We also recognize that under the dual master doctrine, the municipality may also be vicariously liable-along with the private employer-for the actions taken by one of its off-duty police officers. Under Tennessee agency law, liability may also be imputed to the municipality when all of the following four circumstances are present: (1) the action taken by the off-duty officer involves exercise of a traditional police power, such as the power to arrest, the power to issue citations, or the power to command aid; (2) the municipality had knowledge, either actual or constructive, of the action taken by the off-duty officer; 14 (3) the action taken by the off-duty officer simultaneously serves the objectives of the private employer and the municipality; and (4) the objectives of the private employer and the municipality, which are both served by the officer's action, are not inconsistent with each other.
DISMISSAL OF THE COMPLAINT PURSUANT TO RULE OF CIVIL PROCEDURE 12.02(6)
Because this case comes before us on a motion to dismiss for failure to state a claim, we confine our inquiry solely to the allegations of the complaint to determine whether the plaintiffs have alleged a cause of action against Revco upon which relief may be granted.

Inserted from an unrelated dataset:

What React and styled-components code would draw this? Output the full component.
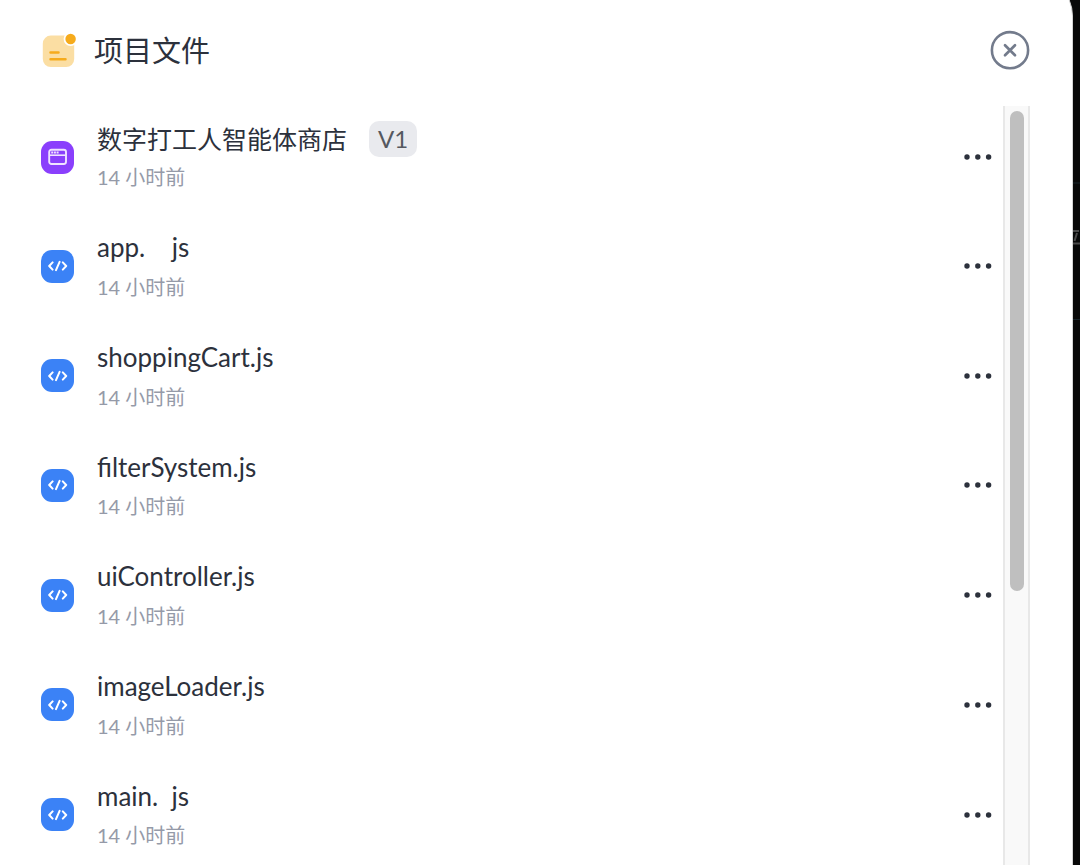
import React from "react";
import styled, { createGlobalStyle } from "styled-components";

const GlobalStyle = createGlobalStyle`
  * {
    box-sizing: border-box;
  }
  body {
    margin: 0;
    background: #080909;
    font-family: "Lato", "Noto Sans CJK SC", sans-serif;
    overflow: hidden;
  }
  button {
    padding: 0;
    border: none;
    background: none;
    cursor: pointer;
  }
`;

const Page = styled.div`
  display: flex;
  height: 100vh;
  overflow: hidden;
`;
const Panel = styled.main`
  flex: 1;
  display: flex;
  flex-direction: column;
  margin-top: -24px;
  padding: 54px 42px 0 41px;
  background: #fff;
  border-right: 1px solid #d4d4d4;
  border-radius: 0 40px 0 0;
`;
const Backdrop = styled.div`
  width: 7px;
  svg {
    display: block;
  }
`;
const Header = styled.header`
  display: flex;
  align-items: center;
  height: 40px;
  margin-bottom: 36px;
  svg {
    display: block;
  }
`;
const Title = styled.h1`
  flex: 1;
  margin: 0;
  padding: 2px 0 0 17px;
  font-weight: 400;
  font-size: 29px;
  line-height: 40px;
  color: #2c313c;
`;
const Body = styled.div`
  flex: 1;
  display: flex;
  min-height: 0;
`;
const List = styled.ul`
  flex: 1;
  display: flex;
  flex-direction: column;
  gap: 36px;
  margin: 0;
  padding: 15px 10px 0 0;
  list-style: none;
  overflow: hidden;
`;
const Row = styled.li`
  display: flex;
  align-items: center;
  gap: 23px;
`;
const FileIcon = styled.span`
  display: flex;
  align-items: center;
  justify-content: center;
  width: 33px;
  height: 33px;
  border-radius: 11px;
  background: ${(props) => (props.$kind === "page" ? "#8a3ffc" : "#3b82f6")};
`;
const Info = styled.div`
  flex: 1;
  display: flex;
  flex-direction: column;
  gap: 4px;
`;
const NameLine = styled.div`
  display: flex;
  align-items: center;
  gap: 22px;
`;
const Name = styled.span`
  font-size: ${(props) => (props.$kind === "page" ? "25px" : "26px")};
  line-height: 1.45;
  color: #2c313c;
  white-space: pre;
`;
const Badge = styled.span`
  padding: 0 9px;
  border-radius: 10px;
  background: #e9eaee;
  font-size: 24px;
  line-height: 36px;
  color: #55585f;
`;
const Time = styled.span`
  font-size: 20px;
  line-height: 32px;
  color: #959aa8;
`;
const MoreButton = styled.button`
  width: 30px;
  height: 30px;
  svg {
    display: block;
  }
`;
const CloseButton = styled.button`
  width: 40px;
  height: 40px;
`;
const Track = styled.div`
  width: 27px;
  padding: 5px 4px 0 5px;
  background: #f9f9f9;
  border: solid #e8e8e8;
  border-width: 0 2px;
`;
const Thumb = styled.div`
  height: 480px;
  border-radius: 8px;
  background: #bfbfbf;
`;

const files = [
  { name: "数字打工人智能体商店", kind: "page", version: "V1" },
  { name: "app.    js" },
  { name: "shoppingCart.js" },
  { name: "filterSystem.js" },
  { name: "uiController.js" },
  { name: "imageLoader.js" },
  { name: "main.  js" },
];

function NoteIcon() {
  return (
    <svg width="36" height="36" viewBox="0 0 36 36" fill="none">
      <rect x="1.8" y="3.6" width="31.4" height="31.4" rx="8" fill="#fbdea3" />
      <circle cx="29.6" cy="7" r="7" fill="#fff" />
      <circle cx="29.6" cy="7" r="5.2" fill="#f6ab1c" />
      <path
        d="M9.5 20.6h8M9.5 27.2h15"
        stroke="#f6ab1c"
        strokeWidth="2.5"
        strokeLinecap="round"
      />
    </svg>
  );
}

function PageIcon() {
  return (
    <svg width="20" height="18" viewBox="0 0 20 18" fill="none">
      <rect x="1.2" y="1.8" width="16.8" height="14.2" rx="2.2" stroke="#efe3ff" strokeWidth="1.9" />
      <path d="M1.5 7.2h16.4" stroke="#efe3ff" strokeWidth="1.6" />
      <path d="M3.2 4.5h7.4" stroke="#efe3ff" strokeWidth="1.8" strokeDasharray="2 0.7" />
    </svg>
  );
}

function CodeIcon() {
  return (
    <svg width="20" height="12" viewBox="0 0 20 12" fill="none">
      <path
        d="M4.6 2.4L1.2 6L4.6 9.6M14.8 2.4L18.2 6L14.8 9.6M11.6 1.8L8 10.2"
        stroke="#fff"
        strokeWidth="2"
        strokeLinecap="round"
        strokeLinejoin="round"
      />
    </svg>
  );
}

function FileRow({ file }) {
  return (
    <Row>
      <FileIcon $kind={file.kind}>
        {file.kind === "page" ? <PageIcon /> : <CodeIcon />}
      </FileIcon>
      <Info>
        <NameLine>
          <Name $kind={file.kind}>{file.name}</Name>
          {file.version && <Badge>{file.version}</Badge>}
        </NameLine>
        <Time>14 小时前</Time>
      </Info>
      <MoreButton type="button" aria-label="更多">
        <svg width="30" height="30" viewBox="0 0 30 30" fill="#2c313c">
          <circle cx="4" cy="15" r="2.7" />
          <circle cx="14.8" cy="15" r="2.7" />
          <circle cx="25.6" cy="15" r="2.7" />
        </svg>
      </MoreButton>
    </Row>
  );
}

export default function App() {
  return (
    <>
      <GlobalStyle />
      <Page>
        <Panel>
          <Header>
            <NoteIcon />
            <Title>项目文件</Title>
            <CloseButton type="button" aria-label="关闭">
              <svg width="40" height="40" viewBox="0 0 40 40" fill="none">
                <circle cx="20" cy="20.2" r="18.1" stroke="#737b8c" strokeWidth="2.6" />
                <path
                  d="M15 15.2l10 10M25 15.2L15 25.2"
                  stroke="#737b8c"
                  strokeWidth="2.7"
                  strokeLinecap="round"
                />
              </svg>
            </CloseButton>
          </Header>
          <Body>
            <List>
              {files.map((file) => (
                <FileRow key={file.name} file={file} />
              ))}
            </List>
            <Track>
              <Thumb />
            </Track>
          </Body>
        </Panel>
        <Backdrop>
          <svg width="7" height="330" viewBox="0 0 7 330" fill="none">
            <path d="M0 183h7M0 319.5h7" stroke="#17242a" />
            <path d="M0 231h6M0 243.5h7M1.5 241l2.5-8" stroke="#4a4a4a" strokeWidth="2" />
          </svg>
        </Backdrop>
      </Page>
    </>
  );
}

After carefully examining the material allegations of the original and amended complaints, we conclude that the plaintiffs have in fact made sufficient allegations under all three agency theories, which, if proven, would give rise to vicarious liability on the part of Revco.

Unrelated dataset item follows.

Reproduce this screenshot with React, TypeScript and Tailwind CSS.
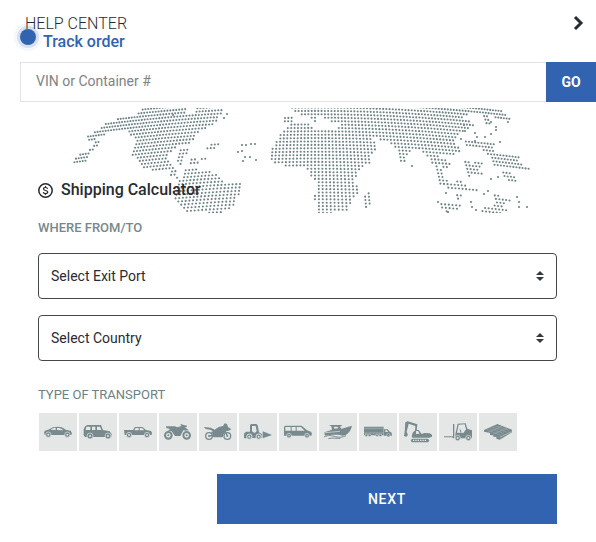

First, we find that the plaintiffs have made sufficient allegations to assert a cause of action against Revco based on a tort committed by Boone while acting within the course and scope of his employment with Revco. The amended complaint alleges in several paragraphs that Boone's actions were taken “within the scope of his employment with Revco,” and that Boone was acting at all relevant times “under the direction, consent, and control” of Revco. The amended complaint also alleges that Revco employed Boone especially to take advantage of Boone's ability to make arrests and issue citations. Finally, as evidence of Revco's control over Boone during the relevant period of time, the complaint sets forth the fact that Boone was summoned back to Revco to issue a citation to a shoplifter even while he was attempting to enforce the city's bench warrant. Accordingly, when viewed in a light most favorable to the plaintiffs, we find that the plaintiffs have adequately stated a cause of action against Revco based on the torts of its security guard committed within the scope of his private employment.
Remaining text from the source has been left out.